The far more significant development, however, is that many people are on their way to quitting the open Web entirely. That’s what the 50 million or so users of the iPhone and iPad are in position to do. By choosing machines that come to life only when tricked out with apps from the App Store, users of Apple’s radical mobile devices increasingly commit themselves to a more remote and inevitably antagonistic relationship with the Web. Apple rigorously vets every app and takes 30 percent of all sales; the free content and energy of the Web does not meet the refined standards set by the App Store.

It’s a fair and important point.  I have an iPhone.  It and it’s new cousin, the iPad, are sleek and offer many fast tracks to information on the Web.  Yet, the list of arbitrary rejections from their platform continues to confuse and frustrate entrepreneurs, geeks, and internet freedom advocates alike.

A quick scan of dozens of critical comments to her piece reveal a pattern: detractors with a little (or maybe a lot) of tech-savvy are out to get Heffernan because her comments are inaccurate and biased.

Aside from the the hollowness of crying bias at an opinion piece, these skeptics are often technically correct.  To claim that iPhone/iPad use is equivalent to “quitting the open Web entirely,” is squarely hyperbolic.  iPhone users clearly use Apps and surf the web (if only on Apple’s Safari browser – another choice denied the user).

I applaud Hefferman’s piece, but for its explanatory powers, rather than its factual precision.

The world is a complicated place, and every single one of us relies on metaphors to simplify the world and make it navigable.  In Metaphors we Live By, George Lakoff and Mark Johnson argue that metaphorical thinking is both far more common than we realize and completely necessary to us as we are bombarded by a world of infinitely complex stimuli.

Arguments are wars – “It was a battle of wits.”  Life is a journey – “I have finally arrived,” or “I just feel so lost.”

We take metaphors for granted, which gives them their power to clarify and define the world.  They are also gross simplifications, but very useful ones.

Jorge Luis Borges wrote a powerful allegory in 145 words called On Exactitude in Science, in which a generation of perfectionist cartographers created a map, “which coincided point for point” with their native country, a map that literally covered its own territory.  It was perfect in its complete representation and also perfectly useless.  As tools, maps work because of what they leave out, giving you just the lay of the land and not the land itself.  If it were otherwise, they wouldn’t fit in your glove compartment.

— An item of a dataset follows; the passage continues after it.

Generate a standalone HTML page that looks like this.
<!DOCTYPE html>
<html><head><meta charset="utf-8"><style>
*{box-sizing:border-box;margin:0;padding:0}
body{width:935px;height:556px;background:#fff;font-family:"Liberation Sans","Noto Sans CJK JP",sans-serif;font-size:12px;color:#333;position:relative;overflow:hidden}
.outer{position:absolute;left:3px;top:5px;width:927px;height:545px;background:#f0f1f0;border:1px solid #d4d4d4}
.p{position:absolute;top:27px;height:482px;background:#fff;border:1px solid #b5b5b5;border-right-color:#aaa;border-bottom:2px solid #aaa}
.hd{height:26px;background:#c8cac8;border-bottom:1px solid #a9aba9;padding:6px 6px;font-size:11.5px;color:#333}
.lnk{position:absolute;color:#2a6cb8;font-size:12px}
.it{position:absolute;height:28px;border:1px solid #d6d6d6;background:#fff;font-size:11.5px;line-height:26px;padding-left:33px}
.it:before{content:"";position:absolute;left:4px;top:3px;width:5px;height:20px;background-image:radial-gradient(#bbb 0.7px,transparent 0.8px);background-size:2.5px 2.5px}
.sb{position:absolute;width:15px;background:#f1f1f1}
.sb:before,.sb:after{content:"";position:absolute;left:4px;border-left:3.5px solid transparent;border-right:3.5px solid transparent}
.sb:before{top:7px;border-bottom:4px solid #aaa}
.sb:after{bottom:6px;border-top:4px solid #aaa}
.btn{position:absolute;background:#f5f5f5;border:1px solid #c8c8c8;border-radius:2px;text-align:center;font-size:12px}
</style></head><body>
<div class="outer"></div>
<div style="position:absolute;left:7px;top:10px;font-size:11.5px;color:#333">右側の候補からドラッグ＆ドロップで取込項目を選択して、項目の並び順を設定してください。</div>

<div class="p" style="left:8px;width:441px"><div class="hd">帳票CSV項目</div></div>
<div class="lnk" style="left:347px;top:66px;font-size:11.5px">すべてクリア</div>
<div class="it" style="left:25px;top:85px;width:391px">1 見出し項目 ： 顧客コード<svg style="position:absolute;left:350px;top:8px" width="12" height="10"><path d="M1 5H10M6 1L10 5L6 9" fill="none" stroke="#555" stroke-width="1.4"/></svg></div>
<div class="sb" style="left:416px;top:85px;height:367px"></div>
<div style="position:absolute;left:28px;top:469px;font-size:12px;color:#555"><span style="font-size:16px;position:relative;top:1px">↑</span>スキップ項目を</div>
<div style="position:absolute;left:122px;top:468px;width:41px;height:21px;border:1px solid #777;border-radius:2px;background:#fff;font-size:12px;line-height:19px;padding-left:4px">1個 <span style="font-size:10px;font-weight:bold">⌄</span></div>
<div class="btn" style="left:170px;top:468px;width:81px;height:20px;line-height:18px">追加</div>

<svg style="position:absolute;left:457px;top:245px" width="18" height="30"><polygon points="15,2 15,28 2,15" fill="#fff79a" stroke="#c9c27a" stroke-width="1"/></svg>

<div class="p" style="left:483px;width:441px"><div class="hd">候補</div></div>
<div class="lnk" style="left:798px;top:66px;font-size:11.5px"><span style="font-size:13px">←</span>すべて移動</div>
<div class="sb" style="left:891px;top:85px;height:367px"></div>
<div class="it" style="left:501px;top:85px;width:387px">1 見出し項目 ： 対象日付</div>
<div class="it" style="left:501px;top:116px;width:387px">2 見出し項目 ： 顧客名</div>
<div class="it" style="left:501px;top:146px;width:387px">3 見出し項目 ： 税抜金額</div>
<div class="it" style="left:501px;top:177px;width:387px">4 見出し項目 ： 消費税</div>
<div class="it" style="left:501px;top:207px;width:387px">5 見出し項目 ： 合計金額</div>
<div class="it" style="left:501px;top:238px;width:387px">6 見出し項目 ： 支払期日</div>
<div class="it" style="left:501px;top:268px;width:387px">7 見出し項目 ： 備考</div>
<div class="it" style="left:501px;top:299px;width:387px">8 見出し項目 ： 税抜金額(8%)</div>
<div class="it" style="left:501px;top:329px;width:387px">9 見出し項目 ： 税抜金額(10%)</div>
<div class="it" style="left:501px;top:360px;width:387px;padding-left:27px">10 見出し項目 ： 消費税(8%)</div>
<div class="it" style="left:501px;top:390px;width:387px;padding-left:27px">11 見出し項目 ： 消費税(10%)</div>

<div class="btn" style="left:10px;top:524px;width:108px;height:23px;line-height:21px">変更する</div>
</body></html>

So it is for anyone who cares about the future of the web and who also knows that if we are to make any progress, the web as a shared, public resource that we all build together must be understood better by every user.  Every user needs the lay of the land, and until the day that we are all engineers, we will have to rely on metaphors, like Ms Heffernan’s.

People understand the difference between cities and suburbs.  Cities are vibrant, entrepreneurial, often marked by anonymity and spontaneity, diverse, and sometimes a little scary.  Cities are open.  Suburbs are perceived to be safe.  They are planned. They have gated communities.  They are also artless, and many people find them anti-democratic and unsustainable.  They are closed.

Swap out the words “open web” for city and “closed web” for suburbs, and you get something that makes some sense.  It’s neither perfect nor precise, but if it makes a little sense for someone who is looking desperately to understand the constant changes brought on by the internet, then I’m definitely ok with that.

Technical discourse (“How is the web changing?”) requires technical precision.  Social discourse (“Should we support how the web is changing?”) requires a broader literary palate and deserves broader audiences.  As we strive to describe the web (or anything more complicated than a PB&J sandwich, for that matter), we will always dance clumsily on the line between rhetoric and reality.   However, I believe we must learn to use the former to help each other get a handle on the latter.